Acknowledgements

A novel such as this is heavily dependent on the work of others, and I would like to express my thanks to all whose books have opened up this subject for me. The first general history I read was The Affair: The Case of Alfred Dreyfus by Jean-Denis Bredin: still the preeminent account for the general reader. The Man on Devil’s Island: Alfred Dreyfus and the Affair That Divided France was also immensely useful, and I thank its author, Dr. Ruth Harris of New College, Oxford, for the additional information and advice she gave me. I have also benefited from Dreyfus: A Family Affair, 1789–1945 by Michael Burns, Why the Dreyfus Affair Matters by Louis Begley, France and the Dreyfus Affair by Douglas Johnson, The Dreyfus Affair by Piers Paul Read and the monumental Histoire de l’affaire Dreyfus by Joseph Reinach, which remains indispensable even though it was published in 1908. Zola: A Life by Frederick Brown and George Painter’s two-volume life of Proust were also useful.

Among more specialist books, I owe an immense debt to The Dreyfus Affair: A Chronological History by George R. Whyte, which has rarely left my side for a year. Another extremely valuable source was Georges Picquart: dreyfusard, proscrit, minister: La justice par l’exactitude by Christian Vigouroux, the first biography of Picquart to be published for more than a century, which contains family letters and information drawn from police files. I have been fortunate in being able to benefit from the very latest scholarship on the affair contained in Le Dossier Secret de l’affaire Dreyfus by Pierre Gervais, Pauline Peretz and Pierre Stutin. The associated website, www.affairedreyfus.com, which went online while I was writing, contains a wealth of information, including links to photographs and transcripts of all the documents in the secret file, recently released by the French Ministry of Defence.

For primary research I read the transcripts of the Zola libel trial, the Rennes court-martial, and the various inquiries and hearings of 1898, 1904, 1905 and 1906; all can now be found online. Most major French newspapers of the period are freely available at the website of the Bibliothèque nationale de France, www.gallica.bnf.fr. I also found invaluable the digital archive of the London Times, which I accessed through the London Library.

I have quoted extensively from Dreyfus’s own writings, published variously in Five Years of My Life, The Dreyfus Case (written with his son, Pierre) and Carnets, 1899–1907. Other useful contemporary sources are My Secret Diary of the Dreyfus Case by Maurice Paléologue and L’Affaire Dreyfus: L’Iniquité, la Réparation by Louis Leblois.
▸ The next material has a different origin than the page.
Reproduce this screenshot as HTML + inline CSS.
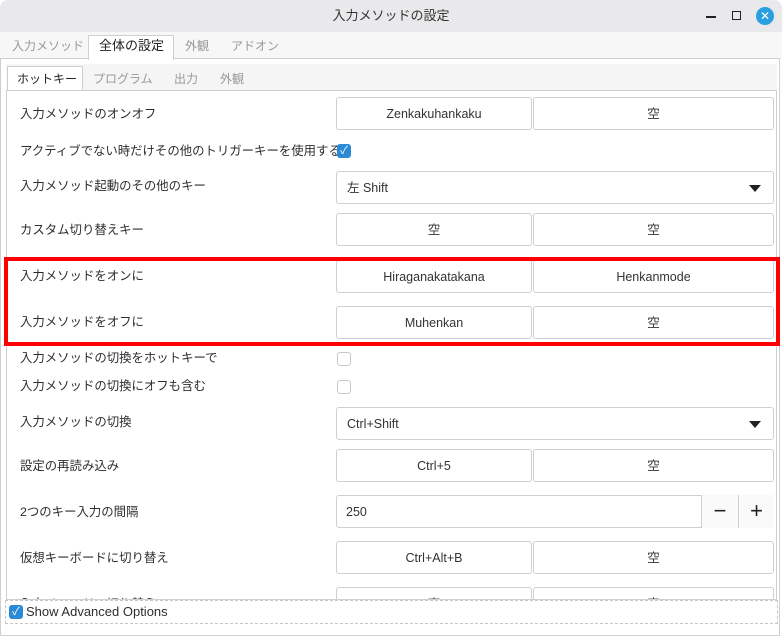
<!DOCTYPE html>
<html><head><meta charset="utf-8"><style>
*{box-sizing:border-box;margin:0;padding:0}
body{width:782px;height:639px;overflow:hidden;background:#fff;font-family:"Liberation Sans","Noto Sans CJK JP",sans-serif;font-size:12.5px;color:#2e2e2e;position:relative}
.a{position:absolute}
.title{left:0;top:0;width:782px;height:32px;background:#e9e9eb;border-radius:8px 8px 0 0;text-align:center;line-height:32px;font-size:13px;color:#333}
.otabs{left:0;top:32px;width:782px;height:26px;background:#f7f7f7}
.tab{position:absolute;line-height:26px;color:#999;font-size:12px}
.frame{left:0;top:58px;width:780px;height:578px;border:1px solid #cfcfd2;background:#fff}
.itabs{left:6px;top:64px;width:771px;height:26px;background:#f5f5f5}
.inner{left:6px;top:90px;width:771px;height:510px;border:1px solid #cfcfd2;overflow:hidden;background:#fff}
.btn{position:absolute;height:33px;border:1px solid #cfcfd3;border-radius:3px;background:#fff;text-align:center;line-height:33px;font-size:12.5px;color:#333}
.lbl{position:absolute;left:14px;font-size:12.4px;color:#2e2e2e;line-height:16px}
.cb{position:absolute;width:14px;height:14px;border:1px solid #c9c9cc;border-radius:3px;background:#fff}
.cbon{background:#2a8ad6;border-color:#2a8ad6;color:#fff;font-size:11px;line-height:12px;text-align:center}
.arrow{position:absolute;right:12px;top:13px;width:0;height:0;border-left:6px solid transparent;border-right:6px solid transparent;border-top:7px solid #222}
.pm{position:absolute;top:-1px;height:33px;border-left:1px solid #cfcfd3;background:#fafafa;font-size:22px;line-height:31px;color:#222;text-align:center}
</style></head><body>
<div class="a title">入力メソッドの設定</div>
<div class="a" style="left:706px;top:16px;width:10px;height:1.5px;background:#222"></div>
<div class="a" style="left:732px;top:11px;width:9px;height:9px;border:1.5px solid #222"></div>
<div class="a" style="left:756px;top:7px;width:18px;height:18px;border-radius:50%;background:#2a9fe0;color:#fff;text-align:center;line-height:18px;font-size:12px">✕</div>
<div class="a otabs"></div>
<div class="a frame"></div>
<div class="a" style="left:88px;top:35px;width:86px;height:25px;background:#fff;border:1px solid #cfcfd2;border-bottom:none"></div>
<div class="tab" style="left:12px;top:33px">入力メソッド</div>
<div class="tab" style="left:99px;top:33px;color:#222;font-size:13px">全体の設定</div>
<div class="tab" style="left:185px;top:33px">外観</div>
<div class="tab" style="left:231px;top:33px">アドオン</div>
<div class="a itabs"></div>
<div class="a" style="left:7px;top:66px;width:76px;height:25px;background:#fff;border:1px solid #cfcfd2;border-bottom:none"></div>
<div class="tab" style="left:17px;top:66px;color:#222">ホットキー</div>
<div class="tab" style="left:93px;top:66px">プログラム</div>
<div class="tab" style="left:174px;top:66px">出力</div>
<div class="tab" style="left:220px;top:66px">外観</div>
<div class="a inner">
<div style="position:absolute;left:-7px;top:-91px;width:782px;height:700px">
<div class="lbl" style="left:20px;top:106px">入力メソッドのオンオフ</div>
<div class="btn" style="left:336px;top:97px;width:196px">Zenkakuhankaku</div>
<div class="btn" style="left:533px;top:97px;width:241px">空</div>
<div class="lbl" style="left:20px;top:143px">アクティブでない時だけその他のトリガーキーを使用する</div>
<div class="cb cbon" style="left:337px;top:144px">✓</div>
<div class="lbl" style="left:20px;top:178px">入力メソッド起動のその他のキー</div>
<div class="btn" style="left:336px;top:171px;width:438px;text-align:left;padding-left:10px">左 Shift<div class="arrow"></div></div>
<div class="lbl" style="left:20px;top:222px">カスタム切り替えキー</div>
<div class="btn" style="left:336px;top:213px;width:196px">空</div>
<div class="btn" style="left:533px;top:213px;width:241px">空</div>
<div class="lbl" style="left:20px;top:268px">入力メソッドをオンに</div>
<div class="btn" style="left:336px;top:260px;width:196px">Hiraganakatakana</div>
<div class="btn" style="left:533px;top:260px;width:241px">Henkanmode</div>
<div class="lbl" style="left:20px;top:314px">入力メソッドをオフに</div>
<div class="btn" style="left:336px;top:306px;width:196px">Muhenkan</div>
<div class="btn" style="left:533px;top:306px;width:241px">空</div>
<div class="lbl" style="left:20px;top:350px">入力メソッドの切換をホットキーで</div>
<div class="cb" style="left:337px;top:352px"></div>
<div class="lbl" style="left:20px;top:378px">入力メソッドの切換にオフも含む</div>
<div class="cb" style="left:337px;top:380px"></div>
<div class="lbl" style="left:20px;top:414px">入力メソッドの切換</div>
<div class="btn" style="left:336px;top:407px;width:438px;text-align:left;padding-left:10px">Ctrl+Shift<div class="arrow"></div></div>
<div class="lbl" style="left:20px;top:458px">設定の再読み込み</div>
<div class="btn" style="left:336px;top:449px;width:196px">Ctrl+5</div>
<div class="btn" style="left:533px;top:449px;width:241px">空</div>
<div class="lbl" style="left:20px;top:504px">2つのキー入力の間隔</div>
<div class="btn" style="left:336px;top:495px;width:438px;text-align:left;padding-left:9px">250
<div class="pm" style="left:364px;width:37px">−</div>
<div class="pm" style="left:401px;width:36px">+</div></div>
<div class="lbl" style="left:20px;top:550px">仮想キーボードに切り替え</div>
<div class="btn" style="left:336px;top:541px;width:196px">Ctrl+Alt+B</div>
<div class="btn" style="left:533px;top:541px;width:241px">空</div>
<div class="lbl" style="left:20px;top:596px">入力メソッドの切り替え</div>
<div class="btn" style="left:336px;top:587px;width:196px">空</div>
<div class="btn" style="left:533px;top:587px;width:241px">空</div>
</div></div>
<div class="a" style="left:5px;top:600px;width:773px;height:24px;border:1px dashed #c6c6c9;background:#fff"></div>
<div class="cb cbon" style="left:9px;top:605px">✓</div>
<div class="a" style="left:26px;top:604px;font-size:13px;color:#2e2e2e">Show Advanced Options</div>
<div class="a" style="left:4px;top:257px;width:776px;height:89px;border:4px solid #ff0000"></div>
</body></html>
Finally, The Tragedy of Dreyfus by G. W. Steevens, an eyewitness account of the proceedings at Rennes, contrary to its title, is a comic delight—the affair as written by Jerome K. Jerome—and I have used his version of Bertillon’s insane testimony almost verbatim.

The idea of retelling the story of the Dreyfus case first came up during lunch in Paris with Roman Polanski at the beginning of 2012: I shall always be grateful to him for his generosity and encouragement. I should also like to thank my English-language editors, Jocasta Hamilton of Hutchinson in London and Sonny Mehta of Knopf in New York, for their wise advice and suggestions; thanks too to my literary agent, Michael Carlisle. For many years, my German translator, Wolfgang Müller, has worked on my manuscripts whilst they were still being written, and as usual he has made many suggestions and corrected many mistakes. My French editor, Ivan Nabokov, has also been a great source of support.

Finally, there is one other name to mention. Over the course of twenty-five years of married life—a total achieved just as this book was completed—my wife, Gill Hornby, has been obliged to share our house with successive waves of Nazis, codebreakers, KGB men, hedge fund managers, ghostwriters and assorted ancient Romans; this time it was officers of the French General Staff. I thank her for her love, tolerance and shrewd literary judgement over a quarter of a century.

All the errors that remain, factual and stylistic, along with the various sleights of hand in narrative and characterisation invariably required to turn fact into fiction, remain my sole responsibility.